Here, King can talk in depth about sports, rarely a subject on his show. His friends love to hash over the previous night’s program and rate the guests. They recall, in particular, telling King to give the boot to Nancy Grace. Too harsh. Too nasty. But then they met the anti-crime virago in person and were charmed. Now she’s got her own show on CNN’s sister network, HLN.
Everyone’s an equal here and gets a say. But King appears first among equals. His buddies tell me his two young sons from his seventh marriage, Chance and Cannon (named for Canon Drive), “are fantastic athletes.” When I suggest King has a good memory, Sid tells me, yes, it’s “amazing.” When I laugh at one of King’s cornball jokes, former Friars chief Schaeffer says, “He’s very, very funny.”

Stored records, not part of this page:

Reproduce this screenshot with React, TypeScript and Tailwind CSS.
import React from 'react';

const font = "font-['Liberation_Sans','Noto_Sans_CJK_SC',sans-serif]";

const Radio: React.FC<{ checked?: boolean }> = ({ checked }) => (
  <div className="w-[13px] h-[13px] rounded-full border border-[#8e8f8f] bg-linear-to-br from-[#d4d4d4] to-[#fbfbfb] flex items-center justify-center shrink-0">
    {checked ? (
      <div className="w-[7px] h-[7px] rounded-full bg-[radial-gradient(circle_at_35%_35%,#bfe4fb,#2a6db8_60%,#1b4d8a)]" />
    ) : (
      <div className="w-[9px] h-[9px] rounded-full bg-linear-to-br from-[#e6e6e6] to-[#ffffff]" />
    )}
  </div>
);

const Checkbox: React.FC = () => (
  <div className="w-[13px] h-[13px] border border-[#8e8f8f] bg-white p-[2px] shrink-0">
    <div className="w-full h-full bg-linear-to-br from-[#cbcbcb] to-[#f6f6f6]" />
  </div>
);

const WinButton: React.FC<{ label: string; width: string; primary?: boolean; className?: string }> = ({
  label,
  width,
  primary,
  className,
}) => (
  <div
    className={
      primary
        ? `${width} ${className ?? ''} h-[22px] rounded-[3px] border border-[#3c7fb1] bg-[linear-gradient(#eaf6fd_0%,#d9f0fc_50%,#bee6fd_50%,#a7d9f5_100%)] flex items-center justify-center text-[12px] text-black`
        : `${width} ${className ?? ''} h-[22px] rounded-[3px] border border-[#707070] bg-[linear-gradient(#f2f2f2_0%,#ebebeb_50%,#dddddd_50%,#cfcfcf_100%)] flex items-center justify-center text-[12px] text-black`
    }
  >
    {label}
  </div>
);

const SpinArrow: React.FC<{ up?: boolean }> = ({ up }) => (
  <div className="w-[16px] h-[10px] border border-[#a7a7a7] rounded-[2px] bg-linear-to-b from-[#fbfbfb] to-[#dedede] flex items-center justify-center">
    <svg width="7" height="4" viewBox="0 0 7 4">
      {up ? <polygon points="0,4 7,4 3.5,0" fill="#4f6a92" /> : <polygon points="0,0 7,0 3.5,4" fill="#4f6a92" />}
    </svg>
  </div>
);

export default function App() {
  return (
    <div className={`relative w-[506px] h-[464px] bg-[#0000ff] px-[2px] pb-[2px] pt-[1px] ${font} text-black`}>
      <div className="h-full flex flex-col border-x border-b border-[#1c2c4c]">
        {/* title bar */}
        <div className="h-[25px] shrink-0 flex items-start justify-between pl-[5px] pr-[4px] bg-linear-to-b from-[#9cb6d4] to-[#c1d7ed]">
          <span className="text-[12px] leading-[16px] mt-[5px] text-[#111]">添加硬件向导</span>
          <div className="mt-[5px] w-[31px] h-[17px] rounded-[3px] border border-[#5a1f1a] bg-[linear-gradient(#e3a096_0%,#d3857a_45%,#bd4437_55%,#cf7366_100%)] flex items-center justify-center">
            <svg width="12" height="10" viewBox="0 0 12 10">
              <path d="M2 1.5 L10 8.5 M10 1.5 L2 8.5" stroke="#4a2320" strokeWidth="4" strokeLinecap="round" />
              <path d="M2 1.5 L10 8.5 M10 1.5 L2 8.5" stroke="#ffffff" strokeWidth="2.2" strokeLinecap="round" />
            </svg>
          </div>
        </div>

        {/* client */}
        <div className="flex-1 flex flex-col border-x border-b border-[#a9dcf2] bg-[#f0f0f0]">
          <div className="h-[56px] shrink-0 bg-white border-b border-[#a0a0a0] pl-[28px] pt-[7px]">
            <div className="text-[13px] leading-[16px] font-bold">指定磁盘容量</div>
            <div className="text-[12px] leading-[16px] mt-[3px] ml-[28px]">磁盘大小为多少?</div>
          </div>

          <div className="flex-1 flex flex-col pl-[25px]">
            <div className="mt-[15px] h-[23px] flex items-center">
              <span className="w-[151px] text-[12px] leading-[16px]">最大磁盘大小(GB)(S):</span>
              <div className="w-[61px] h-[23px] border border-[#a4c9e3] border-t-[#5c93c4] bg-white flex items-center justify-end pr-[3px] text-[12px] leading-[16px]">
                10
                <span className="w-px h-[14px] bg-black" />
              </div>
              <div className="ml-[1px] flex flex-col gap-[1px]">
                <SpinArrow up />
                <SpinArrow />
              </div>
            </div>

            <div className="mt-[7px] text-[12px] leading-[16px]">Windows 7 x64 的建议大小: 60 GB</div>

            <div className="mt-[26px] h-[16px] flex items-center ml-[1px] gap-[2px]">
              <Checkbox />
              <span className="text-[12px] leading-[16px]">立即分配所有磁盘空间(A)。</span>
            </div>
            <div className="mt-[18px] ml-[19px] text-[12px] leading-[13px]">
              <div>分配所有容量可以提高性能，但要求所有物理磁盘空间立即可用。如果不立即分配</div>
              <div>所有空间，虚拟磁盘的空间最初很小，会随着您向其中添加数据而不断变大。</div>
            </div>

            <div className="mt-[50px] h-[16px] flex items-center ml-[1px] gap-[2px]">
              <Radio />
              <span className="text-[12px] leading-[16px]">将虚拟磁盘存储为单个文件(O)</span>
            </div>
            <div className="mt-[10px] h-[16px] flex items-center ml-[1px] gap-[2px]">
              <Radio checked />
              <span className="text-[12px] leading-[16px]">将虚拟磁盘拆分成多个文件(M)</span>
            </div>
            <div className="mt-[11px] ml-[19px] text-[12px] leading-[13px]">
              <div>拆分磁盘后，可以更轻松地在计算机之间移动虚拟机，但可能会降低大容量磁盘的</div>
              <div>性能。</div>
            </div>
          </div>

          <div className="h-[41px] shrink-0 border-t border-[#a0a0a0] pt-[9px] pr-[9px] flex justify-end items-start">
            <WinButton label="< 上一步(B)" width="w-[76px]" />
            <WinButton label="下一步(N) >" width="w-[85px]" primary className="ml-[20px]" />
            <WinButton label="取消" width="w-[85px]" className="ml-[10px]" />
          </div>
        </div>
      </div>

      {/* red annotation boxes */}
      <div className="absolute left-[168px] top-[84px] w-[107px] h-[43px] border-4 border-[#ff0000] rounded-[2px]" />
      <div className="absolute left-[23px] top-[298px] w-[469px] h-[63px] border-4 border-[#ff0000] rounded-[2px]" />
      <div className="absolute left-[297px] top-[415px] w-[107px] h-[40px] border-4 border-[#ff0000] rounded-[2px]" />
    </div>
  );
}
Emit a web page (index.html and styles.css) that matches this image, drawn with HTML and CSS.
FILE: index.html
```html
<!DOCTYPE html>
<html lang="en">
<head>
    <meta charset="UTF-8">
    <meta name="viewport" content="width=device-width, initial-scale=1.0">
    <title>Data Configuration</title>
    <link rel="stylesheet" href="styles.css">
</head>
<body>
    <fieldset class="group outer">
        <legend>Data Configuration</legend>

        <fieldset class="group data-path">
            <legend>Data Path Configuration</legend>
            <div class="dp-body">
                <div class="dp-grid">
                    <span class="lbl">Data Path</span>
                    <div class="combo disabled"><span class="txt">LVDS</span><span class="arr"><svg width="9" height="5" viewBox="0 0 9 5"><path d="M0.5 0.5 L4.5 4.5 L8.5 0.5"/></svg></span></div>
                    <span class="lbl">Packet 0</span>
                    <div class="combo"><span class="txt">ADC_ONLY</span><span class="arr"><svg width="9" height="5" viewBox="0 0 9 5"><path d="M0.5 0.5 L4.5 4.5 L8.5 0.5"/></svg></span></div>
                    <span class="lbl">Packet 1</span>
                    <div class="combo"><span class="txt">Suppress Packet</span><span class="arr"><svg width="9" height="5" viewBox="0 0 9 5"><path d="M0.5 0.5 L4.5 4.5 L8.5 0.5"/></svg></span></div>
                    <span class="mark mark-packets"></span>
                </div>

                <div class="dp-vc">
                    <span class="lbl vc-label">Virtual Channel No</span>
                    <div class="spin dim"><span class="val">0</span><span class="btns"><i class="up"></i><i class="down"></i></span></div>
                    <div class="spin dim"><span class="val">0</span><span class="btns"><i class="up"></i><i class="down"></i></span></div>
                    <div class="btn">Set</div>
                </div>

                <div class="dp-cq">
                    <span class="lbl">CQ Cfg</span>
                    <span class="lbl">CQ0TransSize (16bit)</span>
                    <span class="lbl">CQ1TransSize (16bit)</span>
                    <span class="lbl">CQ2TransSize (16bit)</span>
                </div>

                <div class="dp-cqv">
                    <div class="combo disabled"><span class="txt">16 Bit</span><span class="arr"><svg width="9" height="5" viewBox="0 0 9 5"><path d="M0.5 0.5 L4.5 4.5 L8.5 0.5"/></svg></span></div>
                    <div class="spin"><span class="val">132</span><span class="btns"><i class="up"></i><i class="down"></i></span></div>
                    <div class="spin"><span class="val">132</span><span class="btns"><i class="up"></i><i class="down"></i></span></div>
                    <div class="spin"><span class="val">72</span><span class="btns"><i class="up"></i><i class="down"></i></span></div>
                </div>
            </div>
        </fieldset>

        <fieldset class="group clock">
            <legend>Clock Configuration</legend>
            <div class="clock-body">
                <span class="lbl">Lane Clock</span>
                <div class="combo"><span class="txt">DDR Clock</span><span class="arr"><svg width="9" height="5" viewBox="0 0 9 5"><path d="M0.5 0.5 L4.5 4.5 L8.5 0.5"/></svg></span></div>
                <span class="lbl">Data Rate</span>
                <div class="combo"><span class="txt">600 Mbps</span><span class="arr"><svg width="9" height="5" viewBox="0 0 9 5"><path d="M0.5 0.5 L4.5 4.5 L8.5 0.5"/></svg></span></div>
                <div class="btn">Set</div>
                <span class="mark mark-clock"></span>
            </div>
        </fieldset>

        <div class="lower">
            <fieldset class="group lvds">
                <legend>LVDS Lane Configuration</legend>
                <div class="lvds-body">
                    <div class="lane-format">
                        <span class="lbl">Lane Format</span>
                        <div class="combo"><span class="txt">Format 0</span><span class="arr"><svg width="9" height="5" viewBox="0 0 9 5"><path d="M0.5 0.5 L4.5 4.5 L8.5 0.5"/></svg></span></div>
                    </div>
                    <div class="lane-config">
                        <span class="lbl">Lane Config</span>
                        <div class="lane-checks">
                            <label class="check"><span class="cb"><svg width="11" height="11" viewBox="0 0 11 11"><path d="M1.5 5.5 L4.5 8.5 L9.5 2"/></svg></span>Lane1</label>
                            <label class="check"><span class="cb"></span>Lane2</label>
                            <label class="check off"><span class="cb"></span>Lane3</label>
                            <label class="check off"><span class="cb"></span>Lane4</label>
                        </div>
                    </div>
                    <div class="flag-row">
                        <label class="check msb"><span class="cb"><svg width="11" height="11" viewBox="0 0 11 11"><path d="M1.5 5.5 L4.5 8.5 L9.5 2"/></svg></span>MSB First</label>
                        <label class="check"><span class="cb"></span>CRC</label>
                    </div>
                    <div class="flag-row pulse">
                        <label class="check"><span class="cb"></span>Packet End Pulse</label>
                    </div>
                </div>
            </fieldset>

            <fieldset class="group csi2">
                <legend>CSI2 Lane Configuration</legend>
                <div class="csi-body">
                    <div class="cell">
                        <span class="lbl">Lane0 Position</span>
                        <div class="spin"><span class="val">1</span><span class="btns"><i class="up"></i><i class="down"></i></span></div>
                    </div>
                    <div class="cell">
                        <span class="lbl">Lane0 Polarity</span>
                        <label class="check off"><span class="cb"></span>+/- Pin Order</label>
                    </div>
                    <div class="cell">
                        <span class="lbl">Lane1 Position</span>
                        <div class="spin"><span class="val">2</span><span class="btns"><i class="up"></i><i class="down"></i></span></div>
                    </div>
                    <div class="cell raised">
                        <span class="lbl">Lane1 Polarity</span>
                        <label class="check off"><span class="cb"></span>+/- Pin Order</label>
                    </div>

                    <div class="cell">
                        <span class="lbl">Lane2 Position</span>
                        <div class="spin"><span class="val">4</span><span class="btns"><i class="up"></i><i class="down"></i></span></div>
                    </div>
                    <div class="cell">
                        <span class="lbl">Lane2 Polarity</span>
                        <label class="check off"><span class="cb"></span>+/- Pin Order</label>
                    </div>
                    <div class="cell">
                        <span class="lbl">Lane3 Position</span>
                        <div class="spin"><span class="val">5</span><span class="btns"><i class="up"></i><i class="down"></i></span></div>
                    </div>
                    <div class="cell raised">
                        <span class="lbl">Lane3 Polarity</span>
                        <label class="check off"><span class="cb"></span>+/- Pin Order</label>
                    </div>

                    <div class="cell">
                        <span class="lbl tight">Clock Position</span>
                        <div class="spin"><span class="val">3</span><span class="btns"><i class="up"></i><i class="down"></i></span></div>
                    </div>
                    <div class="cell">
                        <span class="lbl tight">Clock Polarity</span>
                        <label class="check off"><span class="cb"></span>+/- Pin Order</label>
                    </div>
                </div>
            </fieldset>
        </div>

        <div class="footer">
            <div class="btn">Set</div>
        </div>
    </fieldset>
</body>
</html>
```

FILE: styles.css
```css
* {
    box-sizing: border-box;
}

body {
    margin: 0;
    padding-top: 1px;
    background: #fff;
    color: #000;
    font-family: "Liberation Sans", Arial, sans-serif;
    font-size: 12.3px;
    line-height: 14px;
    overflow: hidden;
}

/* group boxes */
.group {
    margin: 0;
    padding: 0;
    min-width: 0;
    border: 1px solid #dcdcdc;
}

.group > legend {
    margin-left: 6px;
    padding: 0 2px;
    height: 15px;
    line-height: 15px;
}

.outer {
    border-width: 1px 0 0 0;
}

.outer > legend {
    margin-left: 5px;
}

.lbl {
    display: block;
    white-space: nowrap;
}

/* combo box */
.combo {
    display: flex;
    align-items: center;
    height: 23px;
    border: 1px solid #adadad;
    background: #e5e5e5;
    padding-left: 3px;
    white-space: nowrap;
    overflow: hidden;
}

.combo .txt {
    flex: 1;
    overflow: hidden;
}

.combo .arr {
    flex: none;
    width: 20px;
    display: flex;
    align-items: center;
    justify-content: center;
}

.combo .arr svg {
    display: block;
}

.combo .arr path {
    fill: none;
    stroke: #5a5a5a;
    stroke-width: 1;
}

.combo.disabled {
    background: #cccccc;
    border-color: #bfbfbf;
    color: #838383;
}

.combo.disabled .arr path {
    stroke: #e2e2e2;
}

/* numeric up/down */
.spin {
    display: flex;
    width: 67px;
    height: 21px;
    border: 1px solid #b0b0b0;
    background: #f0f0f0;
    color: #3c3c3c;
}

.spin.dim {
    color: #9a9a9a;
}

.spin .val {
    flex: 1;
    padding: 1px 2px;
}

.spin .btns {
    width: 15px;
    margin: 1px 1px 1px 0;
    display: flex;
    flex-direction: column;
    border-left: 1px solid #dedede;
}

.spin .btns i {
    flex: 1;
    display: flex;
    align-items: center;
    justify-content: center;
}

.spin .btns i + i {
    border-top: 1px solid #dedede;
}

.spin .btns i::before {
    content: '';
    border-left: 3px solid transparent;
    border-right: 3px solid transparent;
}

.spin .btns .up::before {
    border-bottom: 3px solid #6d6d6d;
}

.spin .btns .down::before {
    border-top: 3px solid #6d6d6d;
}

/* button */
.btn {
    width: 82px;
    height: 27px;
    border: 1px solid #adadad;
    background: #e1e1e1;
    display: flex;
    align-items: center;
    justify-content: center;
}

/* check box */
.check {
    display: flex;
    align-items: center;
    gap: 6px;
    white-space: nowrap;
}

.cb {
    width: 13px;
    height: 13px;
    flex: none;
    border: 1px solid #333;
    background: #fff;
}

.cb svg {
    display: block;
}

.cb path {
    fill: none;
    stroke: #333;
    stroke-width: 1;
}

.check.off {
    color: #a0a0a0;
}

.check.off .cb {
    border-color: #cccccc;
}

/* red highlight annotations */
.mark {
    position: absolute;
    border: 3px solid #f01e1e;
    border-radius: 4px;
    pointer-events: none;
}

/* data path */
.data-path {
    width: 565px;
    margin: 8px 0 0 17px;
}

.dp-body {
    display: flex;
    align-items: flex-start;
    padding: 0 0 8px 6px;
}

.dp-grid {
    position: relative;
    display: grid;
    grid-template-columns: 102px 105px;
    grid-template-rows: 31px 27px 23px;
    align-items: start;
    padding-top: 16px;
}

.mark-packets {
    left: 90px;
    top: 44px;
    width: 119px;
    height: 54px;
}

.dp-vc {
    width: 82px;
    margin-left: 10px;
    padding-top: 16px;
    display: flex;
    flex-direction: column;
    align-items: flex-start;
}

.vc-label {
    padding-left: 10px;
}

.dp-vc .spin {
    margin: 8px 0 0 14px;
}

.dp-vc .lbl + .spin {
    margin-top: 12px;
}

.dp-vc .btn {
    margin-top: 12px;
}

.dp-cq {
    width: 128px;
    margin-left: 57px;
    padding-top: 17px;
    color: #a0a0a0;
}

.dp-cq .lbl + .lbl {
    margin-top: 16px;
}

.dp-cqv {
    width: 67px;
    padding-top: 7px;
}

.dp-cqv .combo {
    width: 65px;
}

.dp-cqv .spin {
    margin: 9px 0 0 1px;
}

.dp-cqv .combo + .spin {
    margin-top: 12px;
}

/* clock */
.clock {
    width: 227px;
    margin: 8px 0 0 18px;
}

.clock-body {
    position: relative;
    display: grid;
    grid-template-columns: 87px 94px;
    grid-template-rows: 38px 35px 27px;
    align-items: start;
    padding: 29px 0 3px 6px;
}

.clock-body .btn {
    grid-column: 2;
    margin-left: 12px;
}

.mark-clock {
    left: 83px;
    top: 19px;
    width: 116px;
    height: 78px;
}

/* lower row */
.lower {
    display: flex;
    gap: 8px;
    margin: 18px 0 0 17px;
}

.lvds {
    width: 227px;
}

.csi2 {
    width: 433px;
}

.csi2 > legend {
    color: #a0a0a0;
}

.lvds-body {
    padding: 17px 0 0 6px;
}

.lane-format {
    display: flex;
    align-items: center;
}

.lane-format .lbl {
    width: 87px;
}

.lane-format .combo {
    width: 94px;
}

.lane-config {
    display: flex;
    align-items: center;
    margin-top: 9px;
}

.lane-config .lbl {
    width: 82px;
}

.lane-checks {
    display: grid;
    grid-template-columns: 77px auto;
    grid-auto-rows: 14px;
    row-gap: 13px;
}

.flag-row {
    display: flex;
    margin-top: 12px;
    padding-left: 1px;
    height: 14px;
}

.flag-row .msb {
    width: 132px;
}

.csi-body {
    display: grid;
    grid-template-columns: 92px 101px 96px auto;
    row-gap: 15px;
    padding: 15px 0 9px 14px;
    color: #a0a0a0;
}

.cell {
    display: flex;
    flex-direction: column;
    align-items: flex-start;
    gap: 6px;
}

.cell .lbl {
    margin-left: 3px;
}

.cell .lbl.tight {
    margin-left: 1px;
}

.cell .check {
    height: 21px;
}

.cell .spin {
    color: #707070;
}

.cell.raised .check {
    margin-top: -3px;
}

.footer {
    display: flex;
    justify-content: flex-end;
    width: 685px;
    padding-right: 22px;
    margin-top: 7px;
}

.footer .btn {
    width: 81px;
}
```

Thinking of the last shows at CNN, Sid Young — the veritable capo régime, seemingly always at King’s side — declares, “He’s gonna miss it.” According to another Nate ‘n Al regular, King’s wife Shawn quipped she would have to get him a paper route to keep him out from under foot.
But there’s plenty of planning still left to do. After the last show, the whole gang will take over Spago for a blowout party. King’s favorite waitresses from Nate ‘n Al will be there. So, of course, will all the fellas.
As for the final show? King hopes to close things out with the man who gave him his first CNN interview back in 1985 — Mario Cuomo, the former governor of New York and father of governor-elect Andrew Cuomo.
Only there’s a glitch: Cuomo had signed on, until he felt Eliot Spitzer, another former New York governor and now CNN talk host, insulted his son.
“I don’t know what he said,” King said, “but [Mario] Cuomo calls up CNN and says, ‘I will never go on CNN, because Spitzer is on there.’” King has tried everything to make it right. He has left messages. His brother has called. So has one of the guys who knows the Cuomos.
“The Italian core. It’s a family thing,” King says. “I can’t believe it.”
He’s still trying to get Cuomo to relent. But enough about hang-ups, King says, turning back to the group, determined to keep the conversation going.
“Sometimes we solve things,” he tells me. “Last week it was Iran. We fixed Iran.... Sowassitgonnabe today?”